While she was in prison, the General from the barracks came to visit her. He liked Darlene as she always carried out all his orders precisely and willingly and she was respectful to him. She had even told him about God’s love and the Lord Jesus Christ. He listened with interest to her words. Now he was most sympathetic to Darlene’s predicament as he spoke to her. Then he turned and left. A few minutes later, she heard footsteps coming back down the hallway and she was very fearful that she had not bowed deeply enough when they came. A key was inserted into the lock and the door was opened and someone threw in a whole stalk of bananas for her. She stared in disbelief! She counted 98 bananas on that bunch. She ate them until the last black one was gone, grateful to God for His answer. He had not left her.
Finally, the day came when Darlene was to be tried for her crimes. She was taken to the head of the Imperial army and interrogated one last time. She was found “guilty” and made to sign a paper stating the charges against her. Just as the sword was raised over her head and the back of her neck to be executed, a great commotion came about in the front courtyard of the building where she was being held. Cars were honking their horns and people were shouting and scurrying about with great excitement. The war had ended and so she was returned to her barracks. God had not left her. He had delivered her from the enemy and certain death!

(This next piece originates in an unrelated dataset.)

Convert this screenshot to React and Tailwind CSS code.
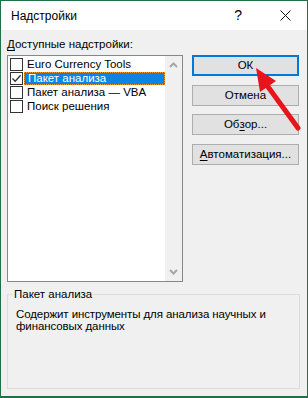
const font = { fontFamily: '"Liberation Sans", "Noto Sans", sans-serif' }

function Checkbox({ checked }) {
  return (
    <span className="ml-[2px] flex h-[13px] w-[13px] shrink-0 items-center justify-center border border-[#333] bg-white">
      {checked && (
        <svg width="11" height="11" viewBox="0 0 11 11">
          <path d="M1.5 5.5 L4.2 8.3 L9.6 2.2" fill="none" stroke="#333" strokeWidth="1.3" />
        </svg>
      )}
    </span>
  )
}

function Item({ label, checked, selected }) {
  return (
    <div className="flex h-[14px] items-center">
      <Checkbox checked={checked} />
      <span
        className={
          'ml-[1px] flex h-[13px] flex-1 items-center pl-[3px] text-[11.5px] leading-[13px] whitespace-nowrap ' +
          (selected ? 'border border-dotted border-[#f29a2e] bg-[#0a84e6] text-white' : 'text-black')
        }
      >
        {label}
      </span>
    </div>
  )
}

function Btn({ children, primary, className = '' }) {
  return (
    <button
      className={
        'flex h-[21px] w-full items-center justify-center bg-[#e1e1e1] text-[11.5px] text-black ' +
        (primary ? 'border-2 border-[#0078d7]' : 'border border-[#adadad]') +
        ' ' + className
      }
    >
      {children}
    </button>
  )
}

export default function App() {
  return (
    <div
      className="relative flex h-[398px] w-[308px] flex-col border-x border-t border-b-2 border-[#1e7145] bg-[#f0f0f0] text-black"
      style={font}
    >
      {/* title bar */}
      <div className="flex h-[29px] shrink-0 items-center bg-white pl-[10px]">
        <span className="text-[12px]">Надстройки</span>
        <span className="ml-auto mr-[38px] text-[14px]">?</span>
        <svg className="mr-[16px]" width="11" height="11" viewBox="0 0 11 11">
          <path d="M0.5 0.5 L10.5 10.5 M10.5 0.5 L0.5 10.5" stroke="#111" strokeWidth="1" />
        </svg>
      </div>

      <div className="flex flex-1 flex-col px-[6px] pt-[6px]">
        <div className="h-[16px] text-[11.5px] leading-[16px]">
          <span className="underline underline-offset-2">Д</span>оступные надстройки:
        </div>

        <div className="mt-[3px] flex">
          {/* list box */}
          <div className="flex h-[227px] w-[176px] border border-[#828790] bg-white">
            <div className="flex flex-1 flex-col pt-[1px]">
              <Item label="Euro Currency Tools" />
              <Item label="Пакет анализа" checked selected />
              <Item label="Пакет анализа — VBA" />
              <Item label="Поиск решения" />
            </div>
            <div className="flex w-[17px] flex-col items-center justify-between bg-[#f0f0f0] py-[6px]">
              <svg width="9" height="6" viewBox="0 0 9 6">
                <path d="M1 5 L4.5 1.5 L8 5" fill="none" stroke="#a6a6a6" strokeWidth="2" />
              </svg>
              <svg width="9" height="6" viewBox="0 0 9 6">
                <path d="M1 1 L4.5 4.5 L8 1" fill="none" stroke="#a6a6a6" strokeWidth="2" />
              </svg>
            </div>
          </div>

          {/* buttons */}
          <div className="ml-[9px] flex w-[107px] flex-col">
            <Btn primary>ОК</Btn>
            <Btn className="mt-[9px]">Отмена</Btn>
            <Btn className="mt-[8px]">
              Об<span className="underline underline-offset-2">з</span>ор...
            </Btn>
            <Btn className="mt-[9px]">
              <span className="underline underline-offset-2">А</span>втоматизация...
            </Btn>
          </div>
        </div>

        <fieldset className="mt-[4px] h-[103px] w-[293px] border border-[#dcdcdc] pl-[8px]">
          <legend className="-ml-[3px] px-[1px] text-[11.5px] leading-[16px]">Пакет анализа</legend>
          <div className="mt-[6px] whitespace-nowrap text-[11.5px] leading-[12px] tracking-[-0.1px]">
            Содержит инструменты для анализа научных и
            <br />
            финансовых данных
          </div>
        </fieldset>
      </div>

      {/* red arrow */}
      <svg className="pointer-events-none absolute left-0 top-0" width="308" height="398">
        <line x1="297" y1="127" x2="265" y2="83" stroke="#e8141c" strokeWidth="5" strokeLinecap="round" />
        <polygon points="255,67 275,80 259,91" fill="#e8141c" />
      </svg>
    </div>
  )
}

It took some time for the Americans to come to the prisoners. They were kind and helpful and provided what was needed for the transition for the prisoners to be returned to their homes. She was given a pair of shoes and though weak and sick from malnutrition and work too hard for a woman, she returned home to the United States and her family.
When I met Darlene Rose, she had remarried and had two sons and was home on furlough from ministering to the Aborigines in the Outback of Australia where God had used she and her second husband, Jerry to plant two churches. We became friends and I had the privilege of praying with her, sharing meals and hearing stories firsthand when she came home for short visits. Her story has been told in the book, EVIDENCE NOT SEEN, Harper-Collins and is still in print for those who want to read the rest of the story.
God was with Darlene Rose when she passed into Eternity about five years ago shortly before her husband’s homegoing in their retirement cottage in Tennessee. He was with her, just as He promised and she will be with Him forever. She had pledged herself to Him when she was just nine years old. Yes, she had a life to give for God, and she lived it very well.